Of course, the additional equation given gives the exact same error probability:

$$p_{\rm BB} = {\rm Q}\left ( \sqrt{\frac{2 \cdot E_{\rm B}}{N_0 }} \hspace{0.1cm}\right ) = {\rm Q}\left ( \sqrt{\frac{2 \cdot 16 \cdot 10^{-9}\,{\rm V^2s}}{2 \cdot 10^{-9}\, {\rm V^2/Hz} }} \hspace{0.1cm}\right ) = {\rm Q}(4)= 0.317 \cdot 10^{-4}.$$

A comparison with question (4) of Exercise 1.8 shows that  $E_{\rm B}/N_{0} = 8$  is not (exactly) equal to  $10 \cdot \lg E_{\rm B}/N_{0} = 9 \ \rm dB$.  In the first case  $p_{\rm BB} = 0.317 \cdot 10^{–4}$ is obtained, in the second  $p_{\rm BB} = 0.336 \cdot 10^{-4}$.

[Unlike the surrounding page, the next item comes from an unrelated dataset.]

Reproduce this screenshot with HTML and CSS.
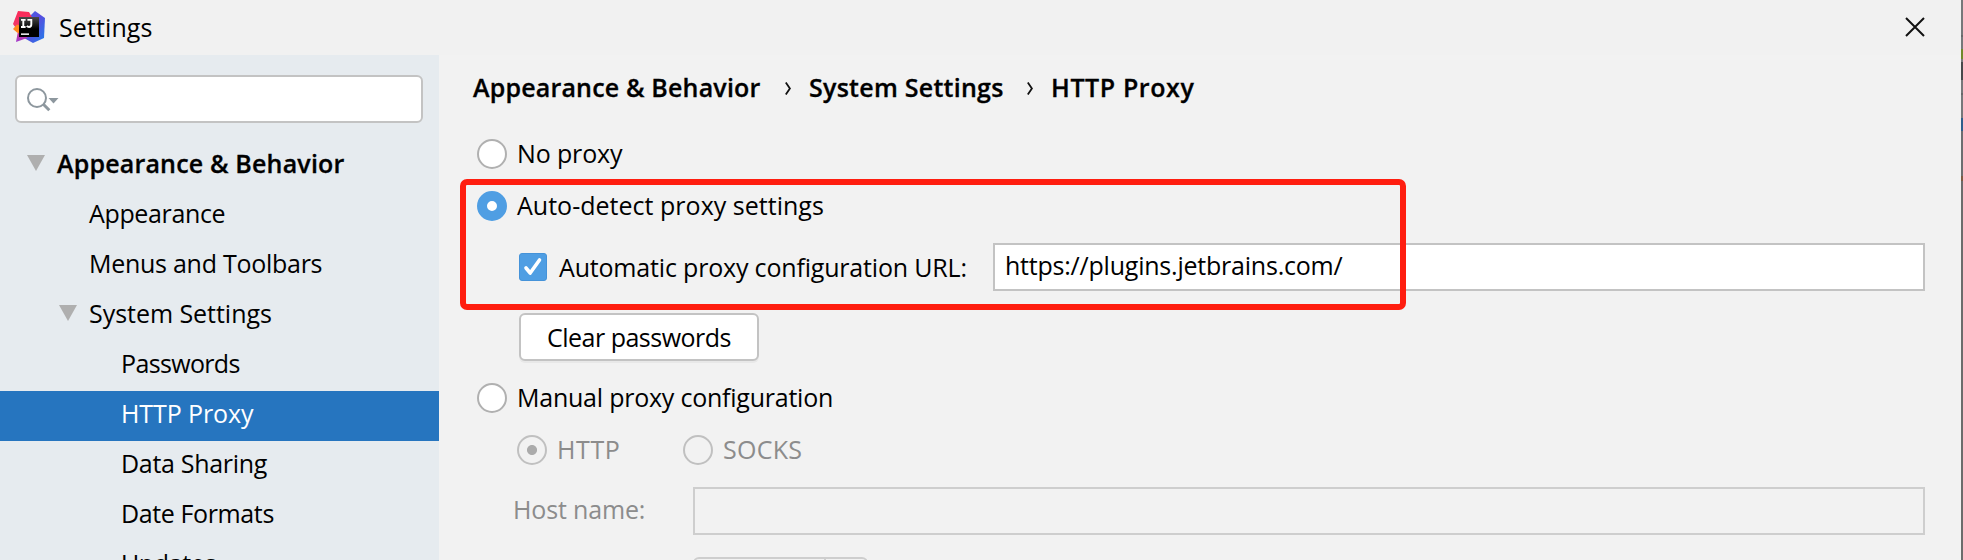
FILE: index.html
```html
<!DOCTYPE html>
<html lang="en">
<head>
<meta charset="utf-8">
<title>Settings</title>
<link rel="stylesheet" href="styles.css">
</head>
<body>
<div class="window">
  <header class="titlebar">
    <svg class="logo" viewBox="0 0 32 32">
      <defs>
        <linearGradient id="blue" x1="0" y1="0" x2="1" y2="1"><stop offset="0" stop-color="#3a70e4"/><stop offset=".45" stop-color="#5a4ade"/><stop offset="1" stop-color="#1e80ea"/></linearGradient>
        <linearGradient id="pink" x1="0" y1="0" x2="0" y2="1"><stop offset="0" stop-color="#fb2a58"/><stop offset=".5" stop-color="#f0386a"/><stop offset="1" stop-color="#a03bd0"/></linearGradient>
        <linearGradient id="tile" x1="0" y1="0" x2="0" y2="1"><stop offset="0" stop-color="#4a4a4a"/><stop offset=".6" stop-color="#000"/></linearGradient>
      </defs>
      <path fill="url(#blue)" d="M17 5 22 0 32 7 31 27 20 32 11 27Z"/>
      <path fill="url(#pink)" d="M5 0 16 1 20 8 14 27 3 31 5 20 0 13Z"/>
      <path fill="#ff8a1e" d="M0 18 4 13.5 10 16 8 23 4 21.5Z"/>
      <path fill="url(#tile)" d="M6 6H26V26H6Z"/>
      <path fill="none" stroke="#fff" stroke-width="1.9" d="M8 8.9H12.6M10.3 8.9V16M8 16H12.6M14.4 8.9H18.3V13.6Q18.3 16 16 16 14.6 16 13.8 14.9"/>
      <path fill="#fff" d="M8 22.4H16V23.9H8Z"/>
    </svg>
    <h1 class="title">Settings</h1>
    <svg class="close" viewBox="0 0 20 20"><path d="M1 1 19 19M19 1 1 19"/></svg>
  </header>

  <div class="body">
    <nav class="sidebar">
      <div class="search">
        <svg class="search-icon" viewBox="0 0 34 26"><circle cx="11" cy="11" r="9"/><path class="handle" d="M17.3 17.3 23.3 23.3"/><path class="caret" d="M22.5 11H32.5L27.5 16.5Z"/></svg>
      </div>
      <ul class="tree">
        <li class="node root"><svg class="arrow" viewBox="0 0 18 16"><path d="M0 0H18L9 16Z"/></svg><span class="t-root">Appearance &amp; Behavior</span></li>
        <li class="node mid t-appearance">Appearance</li>
        <li class="node mid t-menus">Menus and Toolbars</li>
        <li class="node group"><svg class="arrow" viewBox="0 0 18 16"><path d="M0 0H18L9 16Z"/></svg><span class="t-system">System Settings</span></li>
        <li class="node leaf t-pass">Passwords</li>
        <li class="node leaf selected t-proxy">HTTP Proxy</li>
        <li class="node leaf t-sharing">Data Sharing</li>
        <li class="node leaf t-formats">Date Formats</li>
        <li class="node leaf t-formats">Updates</li>
      </ul>
    </nav>

    <main class="content">
      <div class="crumbs">
        <span class="c-root">Appearance &amp; Behavior</span>
        <svg class="chevron" viewBox="0 0 6 13"><path d="M.8.6 4.9 6.5.8 12.4"/></svg>
        <span class="c-system">System Settings</span>
        <svg class="chevron" viewBox="0 0 6 13"><path d="M.8.6 4.9 6.5.8 12.4"/></svg>
        <span class="c-proxy">HTTP Proxy</span>
      </div>

      <label class="option"><i class="radio"></i><span class="t-none">No proxy</span></label>

      <label class="option auto"><i class="radio on"></i><span class="t-auto">Auto-detect proxy settings</span></label>
      <div class="url-row">
        <svg class="check" viewBox="0 0 28 28"><rect x=".5" y=".5" width="27" height="27" rx="2.5"/><path d="M7 15 11.2 20 20.5 7"/></svg>
        <span class="t-url">Automatic proxy configuration URL:</span>
        <div class="field t-value">https://plugins.jetbrains.com/</div>
      </div>
      <button class="button">Clear passwords</button>

      <label class="option manual"><i class="radio"></i><span class="t-manual">Manual proxy configuration</span></label>
      <div class="protocols">
        <label class="option off http"><i class="radio picked"></i><span class="t-http">HTTP</span></label>
        <label class="option off"><i class="radio"></i><span class="t-socks">SOCKS</span></label>
      </div>
      <div class="host-row">
        <span class="host-label">Host name:</span>
        <div class="field disabled"></div>
      </div>
      <div class="spinner"><div class="spinner-value"></div></div>
      <div class="highlight"></div>
    </main>
  </div>
</div>
</body>
</html>
```
FILE: styles.css
```css
* { box-sizing: border-box; }
body {
  margin: 0;
  height: 560px;
  overflow: hidden;
  background: linear-gradient(#76787a 0 35px, #66686a 35px 37px, #76787a 37px 49px, #70892c 49px 59px, #76787a 59px 62px, #47494b 62px 80px, #76787a 80px 93px, #66686a 93px 95px, #76787a 95px 118px, #2f5f8c 118px 131px, #6c6e70 131px 176px, #7d5a42 176px 181px, #6c6c6c 181px);
  font: 25px/30px "Open Sans", "Noto Sans", sans-serif;
  color: #000;
}
.window {
  display: flex;
  flex-direction: column;
  width: 1961px;
  height: 560px;
  overflow: hidden;
  background: #f2f2f2;
  white-space: nowrap;
}

/* Title bar */
.titlebar {
  display: flex;
  flex: none;
  align-items: center;
  height: 55px;
  padding: 0 36px 1px 13px;
  background: #f1f1f1;
}
.logo { width: 32px; height: 32px; }
.title {
  margin: 0 0 0 14px;
  font: inherit;
  letter-spacing: .1px;
}
.close { width: 20px; height: 20px; margin-left: auto; }
.close path { fill: none; stroke: #111; stroke-width: 2; }

.body { display: flex; flex: 1; min-height: 0; }

/* Sidebar */
.sidebar {
  flex: none;
  width: 439px;
  padding-top: 20px;
  background: #e6ebef;
  overflow: hidden;
}
.search {
  width: 408px;
  height: 48px;
  margin-left: 15px;
  padding: 10px 0 0 9px;
  border: 2px solid #c3c3c3;
  border-radius: 6px;
  background: #fff;
}
.search-icon { display: block; width: 34px; height: 26px; }
.search-icon circle { fill: none; stroke: #8d979e; stroke-width: 2; }
.search-icon .handle { fill: none; stroke: #8d979e; stroke-width: 3; }
.search-icon .caret { fill: #8d979e; }
.tree { margin: 18px 0 0; padding: 0; list-style: none; }
.node {
  display: flex;
  align-items: center;
  height: 50px;
  padding-bottom: 7px;
}
.root { padding-left: 27px; font-weight: 600; -webkit-text-stroke: .3px; }
.group { padding-left: 59px; }
.mid { padding-left: 89px; }
.leaf { padding-left: 121px; }
.arrow { width: 18px; height: 16px; margin-right: 12px; fill: #afafaf; }
.selected { background: #2675bf; color: #fff; }
.t-root { letter-spacing: .18px; }
.t-appearance { letter-spacing: -.36px; }
.t-menus { letter-spacing: -.27px; }
.t-system { letter-spacing: -.04px; }
.t-pass { letter-spacing: -.65px; }
.t-proxy { letter-spacing: -.1px; }
.t-sharing { letter-spacing: -.3px; }
.t-formats { letter-spacing: -.38px; }

/* Settings page */
.content { position: relative; flex: 1; padding: 17px 36px 0 38px; }
.crumbs {
  display: flex;
  align-items: center;
  height: 30px;
  margin-left: -4px;
  font-weight: 600;
  -webkit-text-stroke: .3px;
}
.chevron { width: 6px; height: 13px; margin-top: 2px; fill: none; stroke: #111; stroke-width: 1.8; }
.c-root { width: 312px; letter-spacing: .18px; }
.c-system { width: 218px; margin-left: 18px; letter-spacing: .26px; }
.c-proxy { margin-left: 18px; letter-spacing: .6px; }

.option { display: flex; align-items: center; gap: 10px; height: 30px; margin-top: 22px; }
.crumbs + .option { margin-top: 37px; }
.option > span { margin-top: -3px; }
.radio {
  flex: none;
  width: 30px;
  height: 30px;
  border: 2px solid #b0b0b0;
  border-radius: 50%;
  background: #fff;
}
.on { border: 10px solid #4f9ee3; }
.off { margin-top: 0; color: #8c8c8c; }
.off .radio { border-color: #c0c0c0; background: transparent; }
.off .picked { background: radial-gradient(circle, #ababab 4.6px, transparent 5.4px); }
.t-none { letter-spacing: -.14px; }
.t-auto { letter-spacing: .02px; }
.t-manual { letter-spacing: -.23px; }
.t-http { letter-spacing: .6px; }
.t-socks { letter-spacing: .28px; }

.url-row { display: flex; align-items: center; height: 48px; margin: 22px 0 0 42px; }
.check { flex: none; width: 28px; height: 28px; }
.check rect { fill: #4f9ee3; stroke: #4593d9; }
.check path { fill: none; stroke: #fff; stroke-width: 3.6; stroke-linecap: round; stroke-linejoin: round; }
.t-url { width: 434px; margin-left: 12px; letter-spacing: -.18px; }
.field {
  flex: 1;
  height: 48px;
  padding: 5px 0 0 10px;
  border: 2px solid #c3c3c3;
  background: #fff;
}
.t-value { letter-spacing: -.22px; }
.button {
  display: block;
  width: 240px;
  height: 48px;
  margin: 22px 0 0 42px;
  padding: 0 0 1px;
  border: 2px solid #c3c3c3;
  border-radius: 6px;
  background: #fff;
  box-shadow: 0 2px 0 #e8e8e8;
  font: inherit;
  letter-spacing: -.51px;
  color: #000;
}
.protocols { display: flex; margin: 22px 0 0 40px; }
.http { width: 166px; }
.host-row { display: flex; align-items: center; margin: 22px 0 0 36px; }
.host-label { width: 180px; margin-top: -4px; letter-spacing: -.15px; color: #8c8c8c; }
.disabled { border-color: #cecece; background: transparent; }
.spinner {
  width: 175px;
  height: 48px;
  margin: 22px 0 0 216px;
  border: 2px solid #cecece;
  border-radius: 6px;
}
.spinner-value { width: 131px; height: 44px; border-right: 2px solid #cecece; }

/* Red annotation frame laid over the form */
.highlight {
  position: absolute;
  left: 21px;
  top: 124px;
  width: 946px;
  height: 131px;
  border: 6px solid #ff1e10;
  border-radius: 7px;
}
```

(3)  At half the transmission amplitude $s_{0} = 2 \ \rm V$, the energy per bit decreases to a quarter and the following equations apply:

$$p_{\rm BB} = {\rm Q}\left ( \frac{s_0}{\sigma_d } \right )= {\rm Q}\left ( \frac{2\,{\rm V}}{1\,{\rm V}} \right )\hspace{0.1cm}\underline {= {\rm Q}(2)= 2.27 \%},$$
$$p_{\rm BB} = {\rm Q}\left ( \sqrt{\frac{2 \cdot E_{\rm B}}{N_0 }} \hspace{0.1cm}\right ) = {\rm Q}\left ( \sqrt{\frac{2 \cdot 4 \cdot 10^{-9}\,{\rm V^2s}}{2 \cdot 10^{-9}\, {\rm V^2/Hz} }} \hspace{0.1cm}\right ) = {\rm Q}(2)= 2.27 \%.$$


(4)  Considering only half the energy $E_{\rm B} = s^{2}_{0} \cdot T_{\rm B}/2$, we obtain with $\sigma^{2}_{d} = N_{0}/T_{\rm B}$ and

$$p_{\rm BPSK} = {\rm Q}\left ( {s_0}/{\sigma_d } \right )= {\rm Q}\left ( \sqrt{{s_0^2 \cdot T_{\rm B}}/{N_0 }} \hspace{0.1cm}\right ) = {\rm Q}\left ( \sqrt{{2 \cdot E_{\rm B}}/{N_0 }}\hspace{0.1cm}\right )$$

the exact same result as for the optimal baseband system   ⇒   solution 2.


(5)  Of course, this also gives the exact same results as for the baseband transmission:

$${ E_{\rm B}}/{N_0 }= 8{\rm :} \hspace{0.2cm}p_{\rm BPSK} = {\rm Q}(\sqrt{16}) = {\rm Q}(4)\hspace{0.1cm}\underline {= 0.00317 \%},$$
$${ E_{\rm B}}/{N_0 }= 2{\rm :} \hspace{0.2cm}p_{\rm BPSK} = {\rm Q}(\sqrt{4}) = {\rm Q}(2) \hspace{0.1cm}\underline {= 2.27 \%}.$$